Les quatre domaines du soin sont la chirurgie, l’obstétrique, la médecine et la psychiatrie. Nul ne peut contester les extraordinaires progrès des deux premiers. En ce qui concerne la médecine, nous devons louer la morphine, les vaccins, l’insuline et les antibiotiques. Pour la psychiatrie, en dehors des neuroleptiques et des thérapies comportementales, une certaine modestie s’impose.

Les neuroleptiques ont révolutionné le soin en supprimant la camisole de force, transformant les « aliénés » en « patients ». La pharmacologie psychiatrique, trop souvent en échec, a transformé ce succès en une grossièreté mercatique. Lorsque la chlorpromazine (Largactil®) a été découverte dans les années 1950, ce premier neuroleptique a été proposé dans – va-t-on me croire – l’alcoolisme, l’anxiété, l’asthme et toutes les douleurs (arthrose, tendinites, brulures, etc.)

Comprimé magique également promu pour l’hyperactivité infantile et tous les troubles du comportement de l’enfant, décrétés innombrables. Une publicité est allée jusqu’à proposer un dérivé de la chlorpromazine pour les enfants qui détestaient leurs jouets. En cette époque de domination psychanalytique, venger les injustices de la vie sur sa poupée devait être un signe de déséquilibre mental.

Et aussi le hoquet, les nausées y compris celles de la grossesse, les vomissements, l’ulcère gastrique, la ménopause, le psoriasis et les émotions liées à toutes les maladies de la peau.

Le cancer a été particulièrement choyé puisque la chlorpromazine était indiquée pour la phobie du cancer, les souffrances liées à la maladie et à sa radiothérapie. Donc avant, pendant et après !

Sans oublier l’agitation sénile et plus simplement la sénilité. Tous les patients agités ou contestataires, mais aussi les patients apathiques. Et encore, les manies, l’agressivité, les déficiences mentales, le stress. Une publicité vantait la « libération de l’esprit » en décrivant ces comprimés comme des « compagnons » sur lesquels on pouvait compter pendant des mois et des années. Les années étant préférables.

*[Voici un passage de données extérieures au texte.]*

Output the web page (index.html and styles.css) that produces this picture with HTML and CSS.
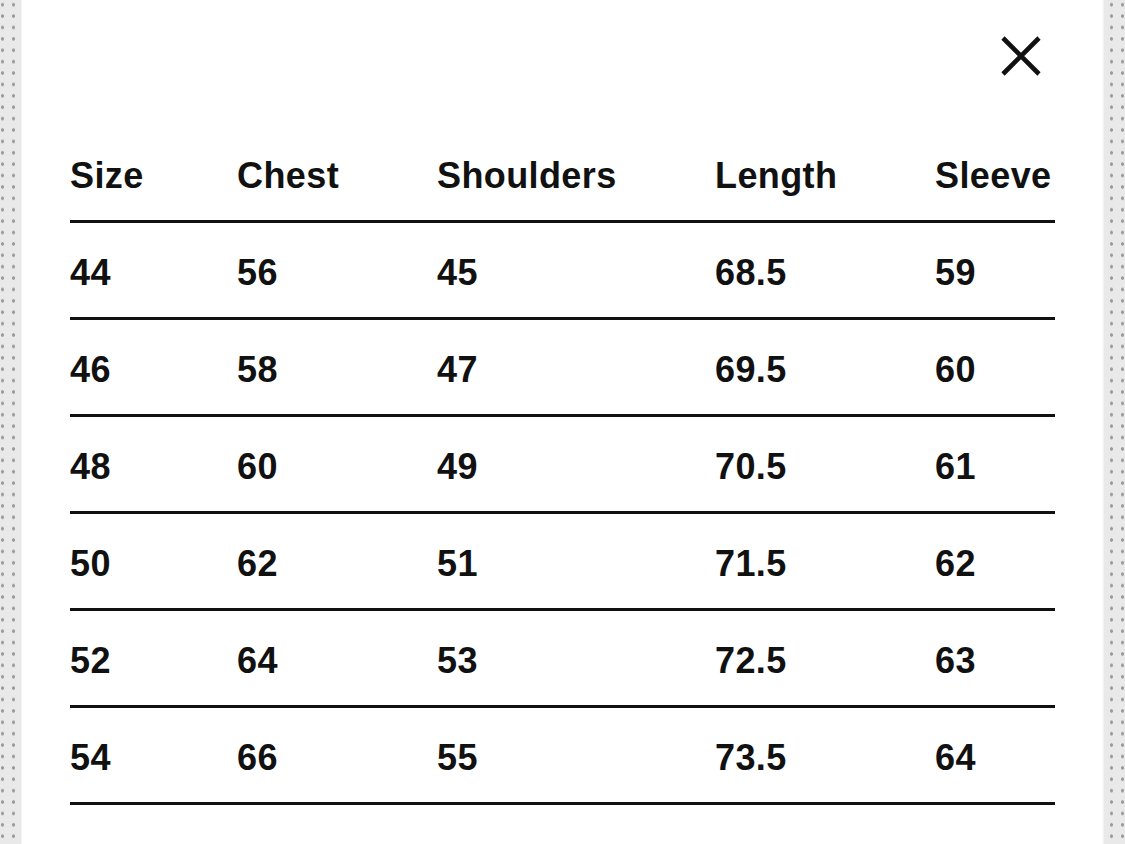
FILE: index.html
```html
<!DOCTYPE html>
<html lang="en">
<head>
<meta charset="utf-8">
<title>Size guide</title>
<link rel="stylesheet" href="styles.css">
</head>
<body>
<div class="page">
  <div class="strip strip-left"></div>
  <main class="panel">
    <div class="toolbar">
      <button class="close" aria-label="Close">
        <svg width="44" height="44" viewBox="0 0 44 44"><path d="M4 4 L40 40 M40 4 L4 40" stroke="#111" stroke-width="4.6" fill="none" stroke-linecap="butt"/></svg>
      </button>
    </div>
    <div class="table">
      <div class="row head"><span>Size</span><span>Chest</span><span>Shoulders</span><span>Length</span><span>Sleeve</span></div>
      <div class="row"><span>44</span><span>56</span><span>45</span><span>68.5</span><span>59</span></div>
      <div class="row"><span>46</span><span>58</span><span>47</span><span>69.5</span><span>60</span></div>
      <div class="row"><span>48</span><span>60</span><span>49</span><span>70.5</span><span>61</span></div>
      <div class="row"><span>50</span><span>62</span><span>51</span><span>71.5</span><span>62</span></div>
      <div class="row"><span>52</span><span>64</span><span>53</span><span>72.5</span><span>63</span></div>
      <div class="row"><span>54</span><span>66</span><span>55</span><span>73.5</span><span>64</span></div>
    </div>
  </main>
  <div class="strip strip-right"></div>
</div>
</body>
</html>
```
FILE: styles.css
```css
html, body {
  margin: 0;
  padding: 0;
  background: #fff;
  overflow: hidden;
}
.page {
  display: flex;
  height: 844px;
}
.strip {
  background-color: #e9e9e9;
  background-image: radial-gradient(circle, #9c9c9c 0 1.4px, transparent 1.9px);
  background-size: 11px 11.4px;
}
.strip-left {
  width: 21px;
  background-position: -3px -1px;
  border-right: 1px solid #f4f4f4;
}
.strip-right {
  width: 21px;
  border-left: 2px solid #f6f6f6;
  background-position: 2px -1px;
}
.panel {
  flex: 1;
  background: #fff;
  padding: 0 47px 0 48px;
}
.toolbar {
  display: flex;
  justify-content: flex-end;
  padding: 34px 12px 0 0;
  height: 44px;
}
.close {
  border: 0;
  background: none;
  padding: 0;
  width: 44px;
  height: 44px;
  display: block;
}
.close svg { display: block; }
.table {
  margin-top: 78px;
  font-family: "Liberation Sans", Arial, sans-serif;
  font-weight: 700;
  font-size: 36px;
  line-height: 40px;
  letter-spacing: 0.4px;
  color: #111;
}
.row {
  display: grid;
  grid-template-columns: 167px 200px 278px 220px 120px;
  padding: 30px 0 24px;
  border-bottom: 3px solid #111;
}
.row.head {
  padding: 0 0 24px;
}
```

La schizophrénie, seule véritable indication, n’avait pas de priorité particulière. Certes la publicité mentionnait l’action sur les délires, ajoutant que le médicament pouvait aussi aider les personnes distraites à se maintenir dans la réalité.

Enfin, ce médicament faisant somnoler les patients avant l’anesthésie, on pouvait vanter son action aux quatre « point cardinaux » : obstétrique, chirurgie, médecine et psychiatrie.

Hygie et Panacée, les deux filles d’Asclepios dieu de la santé, étaient rivales, l’une prévenait les maladies, l’autre les guérissait toutes. Avec les neuroleptiques, Panacée a failli gagner. Aujourd’hui Hygie a repris de l’influence. Mais Panacée n’a certainement pas dit son dernier mot. En prescrivant largement des neuroleptiques, dès le plus jeune âge, notre efficacité sur les pathologies serait globale : avant, en supprimant la crainte, pendant, en masquant les symptômes, et après, en effaçant le souvenir.